Al referirnos a las industrias culturales del siglo XXI y a la educación de los  consumidores, es inevitable abordar el tema de las nuevas tecnologías, por cuanto ha  transformado la manera en que nos aproximamos a la música, al cine, a la televisión, etcétera. Ya no es necesario salir de casa ni acudir a los medios de comunicación masivos para  aproximarnos a la cultura nacional e internacional. Basta con un dispositivo tecnológico y un servicio de internet de calidad. Con el auge de la convergencia digital y la generación de  espacios para la adopción del rol de prosumidor, el goce de buena parte de las experiencias  culturales pasa ahora por el dominio de una serie de habilidades asociadas con el uso de las  TIC, ya sea para consumir bienes o para crearlos, un fenómeno que puede resultar igualmente beneficioso desde el punto de vista de las empresas. En consecuencia, la alfabetización digital —sugerida por Benassini Felix (2014)— ha de estar incluida en los planes de estudio no sólo  como herramienta fundamental para todo ciudadano de los tiempos modernos, sino como  medio para garantizar el acceso de la población a una gama aún mayor de productos  culturales, amén de estimular la elaboración de otros. 

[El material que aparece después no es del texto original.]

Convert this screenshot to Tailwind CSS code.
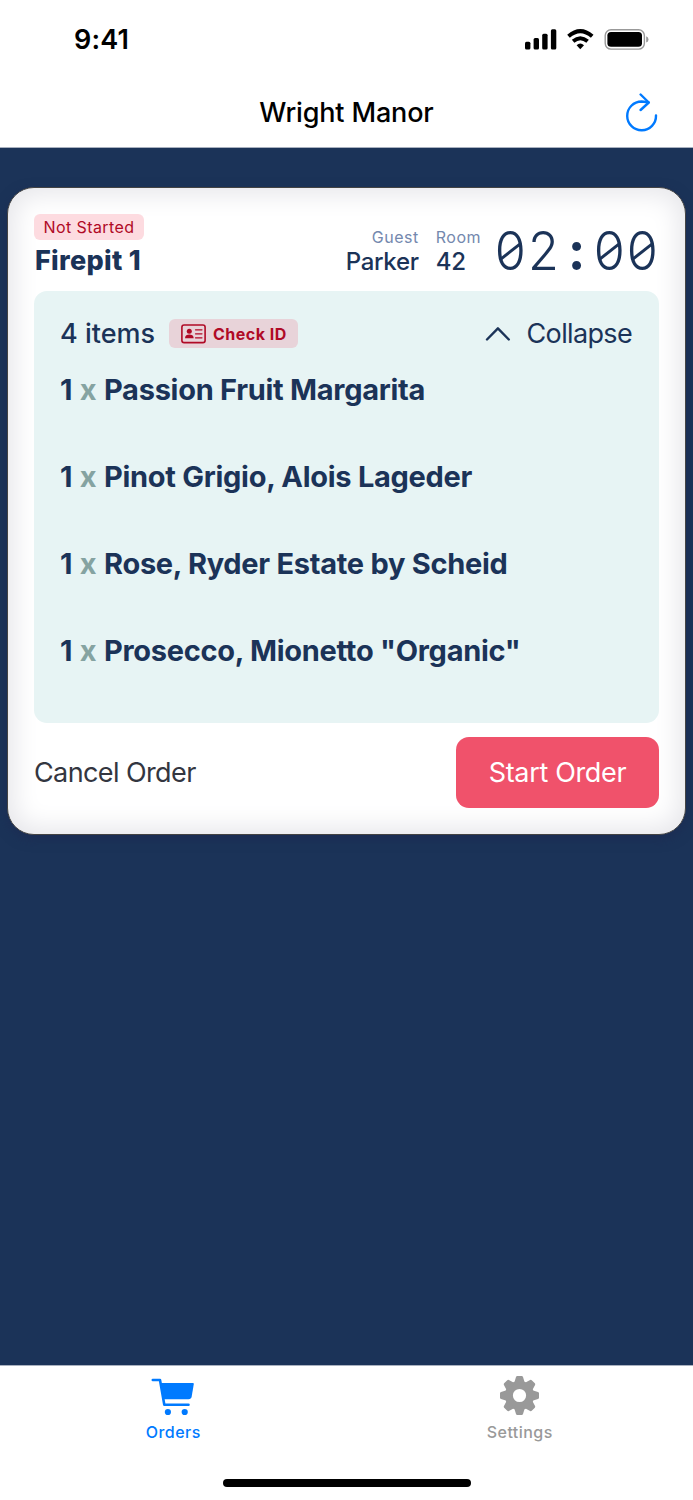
<!DOCTYPE html>
<html lang="en">
<head>
  <meta charset="UTF-8" />
  <title>Wright Manor</title>
  <meta name="viewport" content="width=device-width, initial-scale=1" />
  <script src="https://cdn.jsdelivr.net/npm/@tailwindcss/browser@4"></script>
</head>
<body class="bg-[#1b3358] font-['Inter',sans-serif] text-[#1b3358]">
  <div class="flex flex-col w-[693px] h-[1500px] overflow-hidden whitespace-nowrap">

    <!-- Status bar -->
    <div class="flex items-center justify-between h-[78px] pl-[74px] pr-[44px] bg-white text-black shrink-0">
      <span class="pt-[2px] text-[27px] leading-[32px] font-semibold tracking-[0.2px]">9:41</span>
      <svg class="w-[125px] h-[24px]" viewBox="524 27 125 24">
        <rect x="525" y="41.7" width="5.4" height="7.8" rx="1.5" />
        <rect x="533.6" y="38" width="5.4" height="11.5" rx="1.5" />
        <rect x="542.2" y="33.7" width="5.4" height="15.8" rx="1.5" />
        <rect x="550.9" y="29.3" width="5.4" height="20.2" rx="1.5" />
        <path d="M568.5 36.2Q580.3 26 592.2 36.2" fill="none" stroke="#000" stroke-width="4" />
        <path d="M573.1 41.3Q580.3 35 587.6 41.3" fill="none" stroke="#000" stroke-width="3.8" />
        <path d="M576.6 45.2Q580.3 41.8 584 45.2L580.3 49.2Z" />
        <rect x="605.2" y="29.7" width="39.2" height="19.4" rx="5.8" fill="none" stroke="#999" stroke-width="1.4" />
        <rect x="607.4" y="32" width="34.6" height="14.8" rx="3.6" />
        <path d="M646.2 36.3Q648.5 37.2 648.5 39.4T646.2 42.5Z" fill="#999" />
      </svg>
    </div>

    <!-- Nav bar -->
    <div class="grid grid-cols-[1fr_auto_1fr] items-center h-[70px] bg-white text-black border-b border-[#a9b1bf] shrink-0">
      <span></span>
      <h1 class="text-[27px] leading-[32px] font-medium tracking-[-0.15px]">Wright Manor</h1>
      <svg class="justify-self-end mr-[34px] w-[34px] h-[40px]" viewBox="625 93 34 40" fill="none" stroke="#007aff" stroke-width="2.4" stroke-linecap="round" stroke-linejoin="round">
        <path d="M656 115.5A14.4 14.4 0 1 1 641.6 101.5L648.5 102.3" />
        <path d="M640.6 94.5L648.8 102.5L640.6 110" />
      </svg>
    </div>

    <main class="flex-1 px-[7px] pt-[39px]">
      <!-- Order card -->
      <section class="h-[648px] rounded-[27px] border border-[#444] bg-white px-[26px] pt-[26px] shadow-[inset_0_0_26px_6px_#e6e6ea,0_4px_12px_rgba(28,40,80,0.6)]">
        <div class="flex h-[77px]">
          <div>
            <div class="flex items-center justify-center w-[110px] h-[26px] rounded-[6px] bg-[#fddbe0] text-[#b00a26] text-[16px] tracking-[0.4px]">Not Started</div>
            <h2 class="pt-[5px] pl-[1px] text-[27px] leading-[32px] font-extrabold tracking-[0.3px]">Firepit 1</h2>
          </div>
          <div class="flex ml-auto pt-[13px]">
            <div class="text-right">
              <div class="text-[16px] leading-[20px] tracking-[0.5px] text-[#7488ae]">Guest</div>
              <div class="text-[24px] leading-[29px] tracking-[-0.3px] font-medium">Parker</div>
            </div>
            <div class="ml-[17px]">
              <div class="text-[16px] leading-[20px] tracking-[0.5px] text-[#7488ae]">Room</div>
              <div class="text-[24px] leading-[29px] tracking-[-0.3px] font-medium">42</div>
            </div>
          </div>
          <!-- Countdown -->
          <div class="flex ml-[13px] pt-[10px] text-[53px] leading-[54px] font-light">
            <span class="relative w-[33px] h-[54px] flex justify-center"><span class="scale-x-[0.95]">0</span><i class="absolute left-[3px] top-[26px] w-[27px] h-[3px] bg-current -rotate-38"></i></span>
            <span class="w-[33px] flex justify-center scale-x-[0.95]">2</span>
            <span class="w-[33px] flex justify-center font-bold">:</span>
            <span class="relative w-[33px] h-[54px] flex justify-center"><span class="scale-x-[0.95]">0</span><i class="absolute left-[3px] top-[26px] w-[27px] h-[3px] bg-current -rotate-38"></i></span>
            <span class="relative w-[33px] h-[54px] flex justify-center"><span class="scale-x-[0.95]">0</span><i class="absolute left-[3px] top-[26px] w-[27px] h-[3px] bg-current -rotate-38"></i></span>
          </div>
        </div>

        <!-- Items -->
        <div class="h-[432px] rounded-[13px] bg-[#e7f4f4] px-[26px] pt-[28px]">
          <div class="flex items-center h-[29px]">
            <span class="text-[27px] leading-[29px] font-medium">4 items</span>
            <div class="ml-[14px] flex items-center w-[129px] h-[29px] rounded-[6px] bg-[#e8d3d9] pl-[12px] text-[#b00a26]">
              <svg class="w-[25px] h-[20px]" viewBox="0 0 25 20">
                <rect x="0.9" y="1" width="23.2" height="17.6" rx="2.2" fill="none" stroke="currentColor" stroke-width="1.6" />
                <circle cx="8.3" cy="7.2" r="2.5" fill="currentColor" />
                <path d="M4 14.2C4 11.5 6 10.5 8.3 10.5S12.7 11.5 12.7 14.2Z" fill="currentColor" />
                <path d="M14.5 5.8H21M14.5 9.8H21M14.5 13.8H21" stroke="currentColor" stroke-width="1.2" stroke-linecap="round" />
              </svg>
              <span class="ml-[7px] text-[16px] font-bold tracking-[0.5px]">Check ID</span>
            </div>
            <svg class="ml-auto w-[26px] h-[16px]" viewBox="0 0 26 16" fill="none" stroke="#1b3358" stroke-width="2.4" stroke-linecap="round" stroke-linejoin="round">
              <path d="M2 13.5L12.9 2.3L23.8 13.5" />
            </svg>
            <span class="ml-[16px] mr-px text-[27px] leading-[29px] tracking-[-0.65px]">Collapse</span>
          </div>
          <ul class="pt-[24px] text-[29px] leading-[36px] font-bold tracking-[-0.28px] flex flex-col gap-[51px]">
            <li><span>1</span> <span class="mx-px text-[#85a3a1]">x</span> <span>Passion Fruit Margarita</span></li>
            <li><span>1</span> <span class="mx-px text-[#85a3a1]">x</span> <span>Pinot Grigio, Alois Lageder</span></li>
            <li><span>1</span> <span class="mx-px text-[#85a3a1]">x</span> <span>Rose, Ryder Estate by Scheid</span></li>
            <li><span>1</span> <span class="mx-px text-[#85a3a1]">x</span> <span>Prosecco, Mionetto "Organic"</span></li>
          </ul>
        </div>

        <!-- Actions -->
        <div class="flex items-center justify-between pt-[14px]">
          <button class="pt-[2px] text-[27px] text-[#333640] tracking-[-0.6px]">Cancel Order</button>
          <button class="w-[203px] h-[71px] pt-[2px] rounded-[13px] bg-[#f0526b] text-white text-[27px] tracking-[-0.35px]">Start Order</button>
        </div>
      </section>
    </main>

    <!-- Tab bar -->
    <nav class="relative grid grid-cols-2 h-[135px] bg-white border-t border-[#a9b1bf] pt-[9px] shrink-0">
      <div class="flex flex-col items-center text-[#007aff]">
        <svg class="w-[44px] h-[42px]" viewBox="151 1375 44 42">
          <path d="M152.8 1380H160L164.3 1404.7H188.5" fill="none" stroke="currentColor" stroke-width="2.6" stroke-linecap="round" stroke-linejoin="round" />
          <path d="M161 1383H193Q193.9 1383 193.8 1384L191.7 1396.5Q191.2 1399.2 188.5 1399.2H163.5Z" fill="currentColor" />
          <circle cx="167.9" cy="1412" r="3.1" fill="currentColor" />
          <circle cx="184.7" cy="1412" r="3.1" fill="currentColor" />
        </svg>
        <span class="mt-[5px] text-[16px] leading-[20px] font-medium tracking-[0.45px]">Orders</span>
      </div>
      <div class="flex flex-col items-center text-[#999]">
        <svg class="w-[42px] h-[42px]" viewBox="-20.5 -20.5 42 42" fill="currentColor">
          <defs><path id="tooth" d="M-5.5 -12L-3.5 -18.5Q-3.2 -19.5 -2.2 -19.5H2.2Q3.2 -19.5 3.5 -18.5L5.5 -12Z" /></defs>
          <circle r="10.6" fill="none" stroke="currentColor" stroke-width="8" />
          <use href="#tooth" />
          <use href="#tooth" transform="rotate(45)" />
          <use href="#tooth" transform="rotate(90)" />
          <use href="#tooth" transform="rotate(135)" />
          <use href="#tooth" transform="rotate(180)" />
          <use href="#tooth" transform="rotate(225)" />
          <use href="#tooth" transform="rotate(270)" />
          <use href="#tooth" transform="rotate(315)" />
        </svg>
        <span class="mt-[5px] text-[16px] leading-[20px] font-medium tracking-[0.45px]">Settings</span>
      </div>
      <div class="absolute left-[223px] bottom-[13px] w-[248px] h-[8px] rounded-full bg-black"></div>
    </nav>
  </div>
</body>
</html>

Dar impulso a las actividades económico-culturales es una opción perfectamente válida para muchos países latinoamericanos en su aspiración de alcanzar el desarrollo. Sin  embargo, a diferencia de otras apuestas menos exitosas y probadas hasta el hartazgo, como  priorizar la explotación y exportación de materias primas, el aprovechamiento de la estrategia aquí abordada implica seguir una ruta más lenta y con mayores obstáculos. En líneas  generales, exige la adopción de reformas profundas —concebidas luego de escuchar a  distintos sectores de la sociedad—, el abandono de apuestas facilistas y demagógicas por  parte de los dirigentes políticos, y una fuerte participación de la sociedad civil. A pesar de  las dificultades referidas, se trata de una ruta que, en caso de ser asumida, puede acercarnos  al siempre anhelado objetivo de cerrar las brechas entre nuestros países y las potencias  mundiales. Sólo por esa razón merece la pena combatir el escepticismo, tomarse la propuesta  muy en serio y animarse a soñar con futuro más brillante. 

 

FUENTES CONSULTADAS 

Benasinni Felix, Claudia (2014). De audiencias a prosumidores: acercamiento  conceptual. Revista Luciérnaga, 6 (12), 16-29.  

García Canclini, Néstor y Piedras Feria, Ernesto (2006). Las industrias culturales y el  desarrollo de México. México: Siglo XXI. 

Piedras Feria, Ernesto (2006). Crecimiento y desarrollo económicos basados en la  cultura. En García Canclini y Piedras Feria, Las industrias culturales y el desarrollo de  México (p. 45-86). México: Siglo XXI.